**Data provided:**
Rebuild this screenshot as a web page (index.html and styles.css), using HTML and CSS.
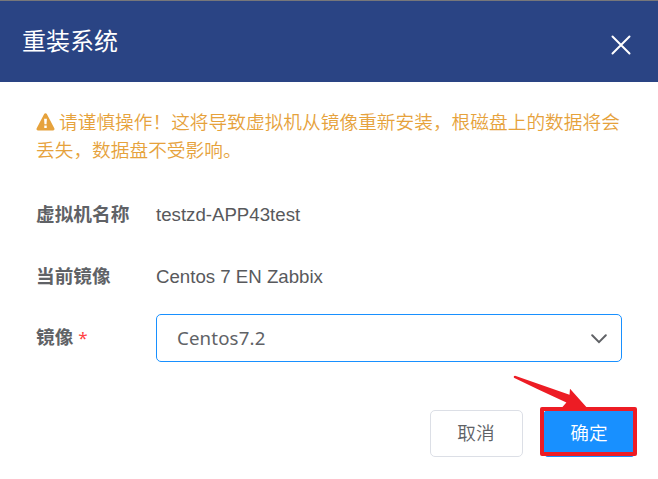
FILE: index.html
```html
<!DOCTYPE html>
<html lang="zh-CN">
<head>
<meta charset="utf-8">
<title>重装系统</title>
<link rel="stylesheet" href="styles.css">
</head>
<body>
<div class="dialog">
  <header class="dialog-header">
    <h1 class="dialog-title">重装系统</h1>
    <svg class="close" viewBox="0 0 20 20" aria-label="关闭"><path d="M1.500 1.500l17 17M18.500 1.500l-17 17"/></svg>
  </header>
  <main class="dialog-body">
    <p class="warning"><svg class="warning-icon" viewBox="0 0 20 19"><path fill-rule="evenodd" d="M10 .3c.6 0 1.100.3 1.400.8l7.900 15c.6 1.200-.1 2.300-1.400 2.300H2.100c-1.300 0-2-1.100-1.400-2.300l7.900-15C8.900.6 9.400.3 10 .3zM8.500 6.100l.4 5.700h2.200l.4-5.700zM8.700 13.300v2.500h2.600v-2.500z"/></svg>请谨慎操作！这将导致虚拟机从镜像重新安装，根磁盘上的数据将会丢失，数据盘不受影响。</p>
    <div class="row">
      <span class="label">虚拟机名称</span>
      <span class="value">testzd-APP43test</span>
    </div>
    <div class="row">
      <span class="label">当前镜像</span>
      <span class="value">Centos 7 EN Zabbix</span>
    </div>
    <div class="row row-select">
      <span class="label">镜像<span class="required">*</span></span>
      <div class="select">
        <span class="select-text">Centos7.2</span>
        <svg class="chevron" viewBox="0 0 16 10"><path d="M1.200 1.300L8 8.100l6.800-6.800"/></svg>
      </div>
    </div>
  </main>
  <footer class="dialog-footer">
    <button class="btn">取消</button>
    <div class="confirm">
      <button class="btn btn-primary">确定</button>
      <span class="highlight"></span>
      <svg class="arrow" viewBox="0 0 76 34"><path d="M.8 1.400Q1.200.6 2.800.9L56.500 19.800 57 13.700 74 32.800H48.800L53.400 27.600Q27 15.500 1.400 3Q.5 2.500.8 1.400z"/></svg>
    </div>
  </footer>
</div>
</body>
</html>
```

FILE: styles.css
```css
* { box-sizing: border-box; }

body {
  margin: 0;
  background: #fff;
  color: #606266;
  font-family: "Liberation Sans", "Noto Sans CJK SC", sans-serif;
  font-size: 18.67px;
}

.dialog { height: 479px; overflow: hidden; }

.dialog-header {
  display: flex;
  justify-content: space-between;
  height: 82px;
  padding: 0 27px 0 22px;
  border-top: 1px solid #77777a;
  background: #2a4484;
  color: #fff;
}

.dialog-title {
  margin: 23px 0 0;
  font-size: 24px;
  font-weight: 400;
  line-height: 36px;
}

.close { width: 20px; height: 20px; margin-top: 34px; }
.close path { fill: none; stroke: #fff; stroke-width: 2; stroke-linecap: round; }

.dialog-body { padding: 27px 36px 0; }

.warning {
  margin: 0 -4px 19px 0;
  color: #e6a23c;
  font-weight: 350;
  line-height: 28px;
  letter-spacing: .04px;
}

.warning-icon {
  width: 19px;
  height: 18px;
  margin-right: 4px;
  vertical-align: -2px;
  fill: #e6a23c;
}

.row { display: flex; align-items: center; height: 62px; }
.row-select { height: 60px; }
.label { width: 120px; padding-bottom: 6px; font-weight: 700; }
.value { color: #58595c; }
.required {
  margin-left: 5px;
  color: #f44;
  font-family: "Noto Sans", sans-serif;
  font-size: 17px;
  font-weight: 400;
  line-height: 1;
}

.select {
  display: flex;
  flex: 1;
  align-items: center;
  justify-content: space-between;
  height: 48px;
  padding: 0 14px 0 20px;
  border: 1px solid #1890ff;
  border-radius: 5px;
  font-family: "Noto Sans", sans-serif;
  letter-spacing: .15px;
}

.select-text { padding-bottom: 2px; }

.chevron { width: 16px; height: 10px; margin-top: 1px; }
.chevron path { fill: none; stroke: #606266; stroke-width: 2; stroke-linecap: round; }

.dialog-footer {
  display: flex;
  justify-content: flex-end;
  gap: 20px;
  padding: 42px 22px 0 0;
}

.btn {
  display: block;
  width: 93px;
  height: 47px;
  padding: 0 1px 4px 0;
  border: 1px solid #dcdfe6;
  border-radius: 5px;
  background: #fff;
  color: #606266;
  font: inherit;
  font-weight: 350;
}

.btn-primary { border-color: #1890ff; background: #1890ff; color: #fff; }

.confirm { position: relative; }

.highlight {
  position: absolute;
  top: -3px;
  left: -3px;
  width: 97px;
  height: 49px;
  border: 4px solid #ed1c24;
  border-radius: 2px;
}

.arrow {
  position: absolute;
  top: -35px;
  left: -30px;
  width: 76px;
  height: 34px;
  fill: #ed1c24;
}
```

**What to do:** Copy out all of the data word for word. Do not carry over any picture.

**The output:**
Rebuild this screenshot as a web page (index.html and styles.css), using HTML and CSS.
FILE: index.html
```html
<!DOCTYPE html>
<html lang="zh-CN">
<head>
<meta charset="utf-8">
<title>重装系统</title>
<link rel="stylesheet" href="styles.css">
</head>
<body>
<div class="dialog">
  <header class="dialog-header">
    <h1 class="dialog-title">重装系统</h1>
    <svg class="close" viewBox="0 0 20 20" aria-label="关闭"><path d="M1.500 1.500l17 17M18.500 1.500l-17 17"/></svg>
  </header>
  <main class="dialog-body">
    <p class="warning"><svg class="warning-icon" viewBox="0 0 20 19"><path fill-rule="evenodd" d="M10 .3c.6 0 1.100.3 1.400.8l7.900 15c.6 1.200-.1 2.300-1.400 2.300H2.100c-1.300 0-2-1.100-1.400-2.300l7.900-15C8.900.6 9.400.3 10 .3zM8.500 6.100l.4 5.700h2.200l.4-5.700zM8.700 13.300v2.500h2.600v-2.500z"/></svg>请谨慎操作！这将导致虚拟机从镜像重新安装，根磁盘上的数据将会丢失，数据盘不受影响。</p>
    <div class="row">
      <span class="label">虚拟机名称</span>
      <span class="value">testzd-APP43test</span>
    </div>
    <div class="row">
      <span class="label">当前镜像</span>
      <span class="value">Centos 7 EN Zabbix</span>
    </div>
    <div class="row row-select">
      <span class="label">镜像<span class="required">*</span></span>
      <div class="select">
        <span class="select-text">Centos7.2</span>
        <svg class="chevron" viewBox="0 0 16 10"><path d="M1.200 1.300L8 8.100l6.800-6.800"/></svg>
      </div>
    </div>
  </main>
  <footer class="dialog-footer">
    <button class="btn">取消</button>
    <div class="confirm">
      <button class="btn btn-primary">确定</button>
      <span class="highlight"></span>
      <svg class="arrow" viewBox="0 0 76 34"><path d="M.8 1.400Q1.200.6 2.800.9L56.500 19.800 57 13.700 74 32.800H48.800L53.400 27.600Q27 15.500 1.400 3Q.5 2.500.8 1.400z"/></svg>
    </div>
  </footer>
</div>
</body>
</html>
```

FILE: styles.css
```css
* { box-sizing: border-box; }

body {
  margin: 0;
  background: #fff;
  color: #606266;
  font-family: "Liberation Sans", "Noto Sans CJK SC", sans-serif;
  font-size: 18.67px;
}

.dialog { height: 479px; overflow: hidden; }

.dialog-header {
  display: flex;
  justify-content: space-between;
  height: 82px;
  padding: 0 27px 0 22px;
  border-top: 1px solid #77777a;
  background: #2a4484;
  color: #fff;
}

.dialog-title {
  margin: 23px 0 0;
  font-size: 24px;
  font-weight: 400;
  line-height: 36px;
}

.close { width: 20px; height: 20px; margin-top: 34px; }
.close path { fill: none; stroke: #fff; stroke-width: 2; stroke-linecap: round; }

.dialog-body { padding: 27px 36px 0; }

.warning {
  margin: 0 -4px 19px 0;
  color: #e6a23c;
  font-weight: 350;
  line-height: 28px;
  letter-spacing: .04px;
}

.warning-icon {
  width: 19px;
  height: 18px;
  margin-right: 4px;
  vertical-align: -2px;
  fill: #e6a23c;
}

.row { display: flex; align-items: center; height: 62px; }
.row-select { height: 60px; }
.label { width: 120px; padding-bottom: 6px; font-weight: 700; }
.value { color: #58595c; }
.required {
  margin-left: 5px;
  color: #f44;
  font-family: "Noto Sans", sans-serif;
  font-size: 17px;
  font-weight: 400;
  line-height: 1;
}

.select {
  display: flex;
  flex: 1;
  align-items: center;
  justify-content: space-between;
  height: 48px;
  padding: 0 14px 0 20px;
  border: 1px solid #1890ff;
  border-radius: 5px;
  font-family: "Noto Sans", sans-serif;
  letter-spacing: .15px;
}

.select-text { padding-bottom: 2px; }

.chevron { width: 16px; height: 10px; margin-top: 1px; }
.chevron path { fill: none; stroke: #606266; stroke-width: 2; stroke-linecap: round; }

.dialog-footer {
  display: flex;
  justify-content: flex-end;
  gap: 20px;
  padding: 42px 22px 0 0;
}

.btn {
  display: block;
  width: 93px;
  height: 47px;
  padding: 0 1px 4px 0;
  border: 1px solid #dcdfe6;
  border-radius: 5px;
  background: #fff;
  color: #606266;
  font: inherit;
  font-weight: 350;
}

.btn-primary { border-color: #1890ff; background: #1890ff; color: #fff; }

.confirm { position: relative; }

.highlight {
  position: absolute;
  top: -3px;
  left: -3px;
  width: 97px;
  height: 49px;
  border: 4px solid #ed1c24;
  border-radius: 2px;
}

.arrow {
  position: absolute;
  top: -35px;
  left: -30px;
  width: 76px;
  height: 34px;
  fill: #ed1c24;
}
```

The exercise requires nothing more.